Nesta, o sindicato alega que a empresa descumpriu o art. 386 da CLT e pretendeu que nos casos em que for identificado que o descanso semanal remunerado (DSR) foi usufruído após dois domingos consecutivos de trabalho, o seu pagamento seja feito com adicional de 100% e reflexos, e que a empresa seja condenada a cumprir a determinação do art. 386 da CLT.
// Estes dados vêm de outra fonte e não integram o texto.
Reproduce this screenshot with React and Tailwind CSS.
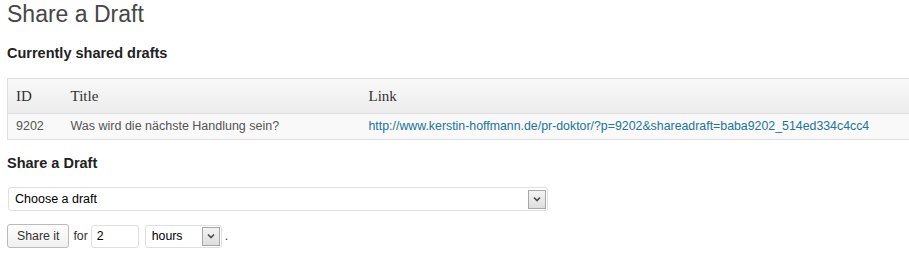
export default function App() {
  return (
    <div className="w-[909px] h-[262px] bg-white overflow-hidden font-['Liberation_Sans',Arial,sans-serif] text-[#333]">
      <div className="pl-[7px]">
        <h2 className="text-[23px] leading-[29px] text-[#464646]">Share a Draft</h2>
        <h3 className="mt-[16px] text-[14.5px] leading-[17px] font-bold text-[#222]">Currently shared drafts</h3>

        <table className="mt-[16px] w-[920px] border border-[#dfdfdf] border-collapse text-left">
          <thead>
            <tr className="bg-gradient-to-b from-[#f9f9f9] to-[#ececec] border-b border-[#dfdfdf]">
              <th className="w-[56px] pl-[8px] h-[35px] font-normal font-['Liberation_Serif',Georgia,serif] text-[15px] text-[#333]">ID</th>
              <th className="w-[298px] pl-[7px] font-normal font-['Liberation_Serif',Georgia,serif] text-[15px] text-[#333]">Title</th>
              <th className="pl-[7px] font-normal font-['Liberation_Serif',Georgia,serif] text-[15px] text-[#333]">Link</th>
            </tr>
          </thead>
          <tbody>
            <tr className="bg-[#f9f9f9]">
              <td className="pl-[8px] h-[26px] text-[12.5px] text-[#555]">9202</td>
              <td className="pl-[7px] text-[12.5px] text-[#555]">Was wird die nächste Handlung sein?</td>
              <td className="pl-[7px] text-[12.35px]">
                <a href="#" className="text-[#21759b]">http://www.kerstin-hoffmann.de/pr-doktor/?p=9202&amp;shareadraft=baba9202_514ed334c4cc4</a>
              </td>
            </tr>
          </tbody>
        </table>

        <h3 className="mt-[15px] text-[14.5px] leading-[17px] font-bold text-[#222]">Share a Draft</h3>

        <div className="mt-[15px] ml-px w-[540px] h-[24px] border border-[#dfdfdf] rounded-[3px] bg-white flex items-center justify-between pl-[6px] pr-[1px]">
          <span className="text-[12.5px] text-black">Choose a draft</span>
          <Arrow />
        </div>

        <div className="mt-[13px] flex items-center text-[12.3px]">
          <button className="h-[24px] px-[9px] border border-[#bbb] rounded-[3px] bg-gradient-to-b from-[#fefefe] to-[#f0f0f0] text-[12.3px] text-[#333]">Share it</button>
          <span className="ml-[4px] text-[#333]">for</span>
          <div className="ml-[3px] w-[48px] h-[23px] border border-[#dfdfdf] rounded-[3px] bg-white pl-[5px] flex items-center text-black">2</div>
          <div className="ml-[6px] w-[77px] h-[23px] border border-[#dfdfdf] rounded-[3px] bg-white flex items-center justify-between pl-[6px] pr-[1px]">
            <span className="text-black">hours</span>
            <Arrow />
          </div>
          <span className="ml-[3px] text-[#333]">.</span>
        </div>
      </div>
    </div>
  );
}

function Arrow() {
  return (
    <div className="w-[18px] h-[19px] border border-[#a7a7a7] bg-gradient-to-b from-[#f4f4f4] to-[#dedede] flex items-center justify-center">
      <svg width="8" height="6" viewBox="0 0 8 6">
        <path d="M1 1.5 L4 4.5 L7 1.5" stroke="#4d4d4d" strokeWidth="1.6" fill="none" />
      </svg>
    </div>
  );
}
A tese de defesa, em resumo, sustenta que o referido artigo sequer foi recepcionado pela Constituição Federal, em razão de afronta direta aos art. 5º, I, que prevê que homens e mulheres são iguais em direitos e obrigações, art. 7º, XX, que estabelece a proteção do mercado de trabalho da mulher, não devendo prevalecer normas que importem em direto ou indireto desestímulo à garantia ou abertura do mercado de trabalho para estas e art. 7º, XV, que estatui que o DSR será preferencialmente aos domingos e não obrigatoriamente.
A discussão para comerciárias, entretanto, vai além.
Isto porque, no caso do comércio em geral, há lei específica e posterior sobre o tema, dispondo o art. 6°, § único, da Lei n° 10.101/2000 que o repouso semanal remunerado deverá coincidir, pelo menos uma vez no período máximo de três semanas, com o domingo, respeitadas as demais normas de proteção ao trabalho e outras a serem estipuladas em negociação coletiva.
Dessa forma, ainda que se considere que o art. 386 da CLT tenha sido recepcionado pela Constituição Federal, tratando-se de trabalhadora do comércio, tem aplicabilidade o disposto no artigo acima citado, pois trata-se de norma superveniente e específica aplicável para os comerciários em geral.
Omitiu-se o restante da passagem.